[start of Extracted data]

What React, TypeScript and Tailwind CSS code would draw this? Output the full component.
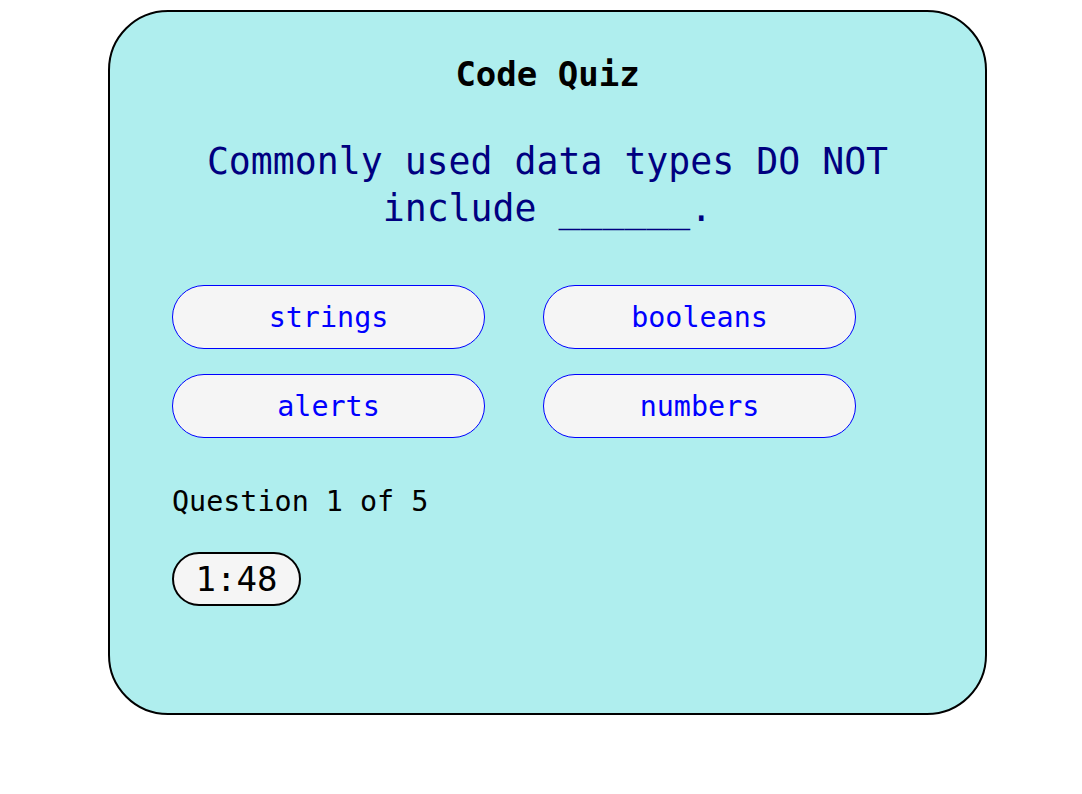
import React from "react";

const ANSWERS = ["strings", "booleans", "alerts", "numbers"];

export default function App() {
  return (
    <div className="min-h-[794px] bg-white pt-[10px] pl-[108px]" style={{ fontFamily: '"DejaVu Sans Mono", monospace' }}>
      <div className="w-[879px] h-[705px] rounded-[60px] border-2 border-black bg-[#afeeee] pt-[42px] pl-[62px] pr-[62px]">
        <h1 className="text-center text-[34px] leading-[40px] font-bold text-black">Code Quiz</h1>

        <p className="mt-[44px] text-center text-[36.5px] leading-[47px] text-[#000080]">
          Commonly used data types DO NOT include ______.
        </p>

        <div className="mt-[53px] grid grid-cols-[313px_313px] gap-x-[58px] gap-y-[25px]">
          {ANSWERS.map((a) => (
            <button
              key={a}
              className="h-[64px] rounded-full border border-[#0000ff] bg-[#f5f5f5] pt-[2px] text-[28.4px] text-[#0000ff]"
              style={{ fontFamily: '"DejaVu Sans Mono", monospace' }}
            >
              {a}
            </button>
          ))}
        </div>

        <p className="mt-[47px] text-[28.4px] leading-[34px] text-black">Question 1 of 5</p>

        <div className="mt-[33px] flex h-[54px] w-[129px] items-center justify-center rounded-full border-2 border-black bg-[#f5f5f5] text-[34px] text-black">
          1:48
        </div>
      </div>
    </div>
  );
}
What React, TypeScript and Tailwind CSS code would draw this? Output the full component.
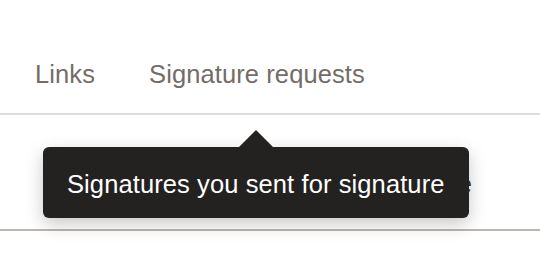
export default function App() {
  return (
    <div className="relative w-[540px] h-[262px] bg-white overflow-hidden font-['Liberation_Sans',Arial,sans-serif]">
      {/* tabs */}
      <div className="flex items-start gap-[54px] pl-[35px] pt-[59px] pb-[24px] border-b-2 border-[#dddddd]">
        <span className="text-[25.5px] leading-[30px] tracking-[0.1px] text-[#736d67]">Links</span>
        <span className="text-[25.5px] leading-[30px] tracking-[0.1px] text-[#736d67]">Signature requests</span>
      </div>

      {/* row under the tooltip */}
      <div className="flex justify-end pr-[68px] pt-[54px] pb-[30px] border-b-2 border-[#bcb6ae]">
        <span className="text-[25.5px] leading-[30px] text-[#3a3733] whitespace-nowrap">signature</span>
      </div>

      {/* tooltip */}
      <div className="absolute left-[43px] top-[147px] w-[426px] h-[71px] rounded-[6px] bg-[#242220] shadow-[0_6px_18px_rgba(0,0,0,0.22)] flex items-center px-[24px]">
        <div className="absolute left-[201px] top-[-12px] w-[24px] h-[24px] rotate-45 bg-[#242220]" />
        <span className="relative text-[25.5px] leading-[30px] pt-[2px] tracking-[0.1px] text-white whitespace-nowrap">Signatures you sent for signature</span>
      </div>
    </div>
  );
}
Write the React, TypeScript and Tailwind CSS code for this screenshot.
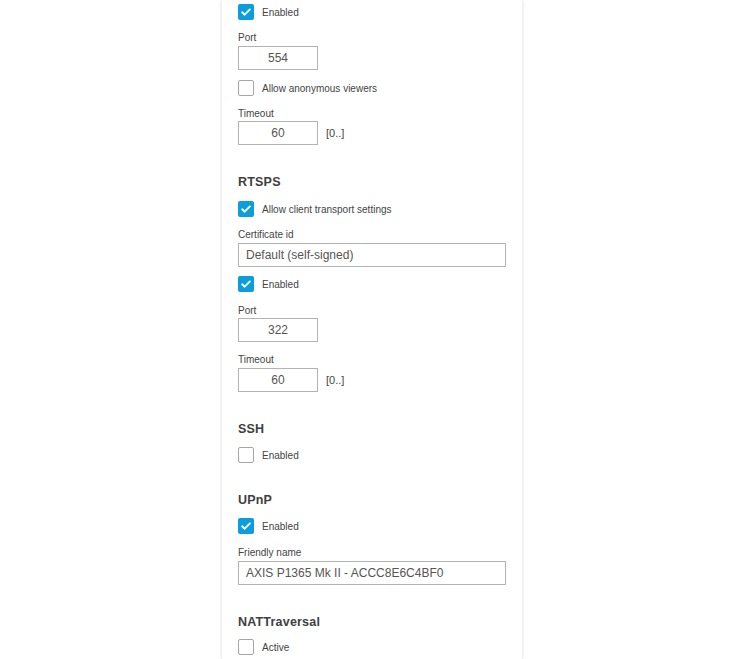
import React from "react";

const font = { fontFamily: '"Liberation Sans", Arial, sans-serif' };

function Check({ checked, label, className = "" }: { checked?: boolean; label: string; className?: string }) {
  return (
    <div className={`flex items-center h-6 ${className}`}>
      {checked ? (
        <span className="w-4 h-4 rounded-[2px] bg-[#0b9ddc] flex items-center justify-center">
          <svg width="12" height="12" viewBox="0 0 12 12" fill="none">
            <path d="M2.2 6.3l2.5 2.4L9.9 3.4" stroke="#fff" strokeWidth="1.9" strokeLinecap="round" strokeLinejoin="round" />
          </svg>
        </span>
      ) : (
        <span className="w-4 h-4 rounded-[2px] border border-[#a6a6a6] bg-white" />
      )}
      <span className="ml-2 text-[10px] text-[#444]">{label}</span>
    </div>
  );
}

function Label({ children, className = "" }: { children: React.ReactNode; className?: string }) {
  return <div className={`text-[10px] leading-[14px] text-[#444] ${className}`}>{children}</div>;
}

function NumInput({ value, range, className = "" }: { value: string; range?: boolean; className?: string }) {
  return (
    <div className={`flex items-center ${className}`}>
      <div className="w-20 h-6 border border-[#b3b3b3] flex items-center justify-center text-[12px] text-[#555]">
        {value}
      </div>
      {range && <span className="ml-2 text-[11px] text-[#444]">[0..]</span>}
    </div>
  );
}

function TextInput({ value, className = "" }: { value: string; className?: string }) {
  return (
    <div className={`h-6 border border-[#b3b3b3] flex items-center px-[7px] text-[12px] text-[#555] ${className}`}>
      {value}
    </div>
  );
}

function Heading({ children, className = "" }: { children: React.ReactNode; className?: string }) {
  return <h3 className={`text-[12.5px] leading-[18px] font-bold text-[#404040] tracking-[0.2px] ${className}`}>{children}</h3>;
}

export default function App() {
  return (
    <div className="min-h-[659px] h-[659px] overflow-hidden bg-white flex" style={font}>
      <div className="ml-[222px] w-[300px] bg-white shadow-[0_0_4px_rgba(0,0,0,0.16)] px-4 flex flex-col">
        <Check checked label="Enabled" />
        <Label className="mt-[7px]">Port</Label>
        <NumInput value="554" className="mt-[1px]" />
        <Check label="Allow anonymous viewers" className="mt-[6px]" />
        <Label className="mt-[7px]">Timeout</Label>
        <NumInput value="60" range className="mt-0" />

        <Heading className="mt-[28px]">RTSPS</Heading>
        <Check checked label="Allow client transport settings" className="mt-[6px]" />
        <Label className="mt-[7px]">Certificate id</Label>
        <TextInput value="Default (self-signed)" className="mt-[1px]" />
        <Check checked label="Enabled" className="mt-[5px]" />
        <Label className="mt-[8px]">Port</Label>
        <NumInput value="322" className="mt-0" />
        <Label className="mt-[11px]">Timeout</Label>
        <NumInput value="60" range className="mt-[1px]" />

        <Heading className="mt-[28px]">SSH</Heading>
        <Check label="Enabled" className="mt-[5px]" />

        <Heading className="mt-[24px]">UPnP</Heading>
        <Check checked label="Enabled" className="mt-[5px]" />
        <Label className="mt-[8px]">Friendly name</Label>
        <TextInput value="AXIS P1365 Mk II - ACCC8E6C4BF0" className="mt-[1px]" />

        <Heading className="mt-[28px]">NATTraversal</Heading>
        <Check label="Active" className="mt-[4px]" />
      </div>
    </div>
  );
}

[end of Extracted data]

> **Task instructions**
Exclude the pictures and transcribe all of the entries exactly.

> **Solution to this task**
What React, TypeScript and Tailwind CSS code would draw this? Output the full component.
import React from "react";

const ANSWERS = ["strings", "booleans", "alerts", "numbers"];

export default function App() {
  return (
    <div className="min-h-[794px] bg-white pt-[10px] pl-[108px]" style={{ fontFamily: '"DejaVu Sans Mono", monospace' }}>
      <div className="w-[879px] h-[705px] rounded-[60px] border-2 border-black bg-[#afeeee] pt-[42px] pl-[62px] pr-[62px]">
        <h1 className="text-center text-[34px] leading-[40px] font-bold text-black">Code Quiz</h1>

        <p className="mt-[44px] text-center text-[36.5px] leading-[47px] text-[#000080]">
          Commonly used data types DO NOT include ______.
        </p>

        <div className="mt-[53px] grid grid-cols-[313px_313px] gap-x-[58px] gap-y-[25px]">
          {ANSWERS.map((a) => (
            <button
              key={a}
              className="h-[64px] rounded-full border border-[#0000ff] bg-[#f5f5f5] pt-[2px] text-[28.4px] text-[#0000ff]"
              style={{ fontFamily: '"DejaVu Sans Mono", monospace' }}
            >
              {a}
            </button>
          ))}
        </div>

        <p className="mt-[47px] text-[28.4px] leading-[34px] text-black">Question 1 of 5</p>

        <div className="mt-[33px] flex h-[54px] w-[129px] items-center justify-center rounded-full border-2 border-black bg-[#f5f5f5] text-[34px] text-black">
          1:48
        </div>
      </div>
    </div>
  );
}
What React, TypeScript and Tailwind CSS code would draw this? Output the full component.
export default function App() {
  return (
    <div className="relative w-[540px] h-[262px] bg-white overflow-hidden font-['Liberation_Sans',Arial,sans-serif]">
      {/* tabs */}
      <div className="flex items-start gap-[54px] pl-[35px] pt-[59px] pb-[24px] border-b-2 border-[#dddddd]">
        <span className="text-[25.5px] leading-[30px] tracking-[0.1px] text-[#736d67]">Links</span>
        <span className="text-[25.5px] leading-[30px] tracking-[0.1px] text-[#736d67]">Signature requests</span>
      </div>

      {/* row under the tooltip */}
      <div className="flex justify-end pr-[68px] pt-[54px] pb-[30px] border-b-2 border-[#bcb6ae]">
        <span className="text-[25.5px] leading-[30px] text-[#3a3733] whitespace-nowrap">signature</span>
      </div>

      {/* tooltip */}
      <div className="absolute left-[43px] top-[147px] w-[426px] h-[71px] rounded-[6px] bg-[#242220] shadow-[0_6px_18px_rgba(0,0,0,0.22)] flex items-center px-[24px]">
        <div className="absolute left-[201px] top-[-12px] w-[24px] h-[24px] rotate-45 bg-[#242220]" />
        <span className="relative text-[25.5px] leading-[30px] pt-[2px] tracking-[0.1px] text-white whitespace-nowrap">Signatures you sent for signature</span>
      </div>
    </div>
  );
}
Write the React, TypeScript and Tailwind CSS code for this screenshot.
import React from "react";

const font = { fontFamily: '"Liberation Sans", Arial, sans-serif' };

function Check({ checked, label, className = "" }: { checked?: boolean; label: string; className?: string }) {
  return (
    <div className={`flex items-center h-6 ${className}`}>
      {checked ? (
        <span className="w-4 h-4 rounded-[2px] bg-[#0b9ddc] flex items-center justify-center">
          <svg width="12" height="12" viewBox="0 0 12 12" fill="none">
            <path d="M2.2 6.3l2.5 2.4L9.9 3.4" stroke="#fff" strokeWidth="1.9" strokeLinecap="round" strokeLinejoin="round" />
          </svg>
        </span>
      ) : (
        <span className="w-4 h-4 rounded-[2px] border border-[#a6a6a6] bg-white" />
      )}
      <span className="ml-2 text-[10px] text-[#444]">{label}</span>
    </div>
  );
}

function Label({ children, className = "" }: { children: React.ReactNode; className?: string }) {
  return <div className={`text-[10px] leading-[14px] text-[#444] ${className}`}>{children}</div>;
}

function NumInput({ value, range, className = "" }: { value: string; range?: boolean; className?: string }) {
  return (
    <div className={`flex items-center ${className}`}>
      <div className="w-20 h-6 border border-[#b3b3b3] flex items-center justify-center text-[12px] text-[#555]">
        {value}
      </div>
      {range && <span className="ml-2 text-[11px] text-[#444]">[0..]</span>}
    </div>
  );
}

function TextInput({ value, className = "" }: { value: string; className?: string }) {
  return (
    <div className={`h-6 border border-[#b3b3b3] flex items-center px-[7px] text-[12px] text-[#555] ${className}`}>
      {value}
    </div>
  );
}

function Heading({ children, className = "" }: { children: React.ReactNode; className?: string }) {
  return <h3 className={`text-[12.5px] leading-[18px] font-bold text-[#404040] tracking-[0.2px] ${className}`}>{children}</h3>;
}

export default function App() {
  return (
    <div className="min-h-[659px] h-[659px] overflow-hidden bg-white flex" style={font}>
      <div className="ml-[222px] w-[300px] bg-white shadow-[0_0_4px_rgba(0,0,0,0.16)] px-4 flex flex-col">
        <Check checked label="Enabled" />
        <Label className="mt-[7px]">Port</Label>
        <NumInput value="554" className="mt-[1px]" />
        <Check label="Allow anonymous viewers" className="mt-[6px]" />
        <Label className="mt-[7px]">Timeout</Label>
        <NumInput value="60" range className="mt-0" />

        <Heading className="mt-[28px]">RTSPS</Heading>
        <Check checked label="Allow client transport settings" className="mt-[6px]" />
        <Label className="mt-[7px]">Certificate id</Label>
        <TextInput value="Default (self-signed)" className="mt-[1px]" />
        <Check checked label="Enabled" className="mt-[5px]" />
        <Label className="mt-[8px]">Port</Label>
        <NumInput value="322" className="mt-0" />
        <Label className="mt-[11px]">Timeout</Label>
        <NumInput value="60" range className="mt-[1px]" />

        <Heading className="mt-[28px]">SSH</Heading>
        <Check label="Enabled" className="mt-[5px]" />

        <Heading className="mt-[24px]">UPnP</Heading>
        <Check checked label="Enabled" className="mt-[5px]" />
        <Label className="mt-[8px]">Friendly name</Label>
        <TextInput value="AXIS P1365 Mk II - ACCC8E6C4BF0" className="mt-[1px]" />

        <Heading className="mt-[28px]">NATTraversal</Heading>
        <Check label="Active" className="mt-[4px]" />
      </div>
    </div>
  );
}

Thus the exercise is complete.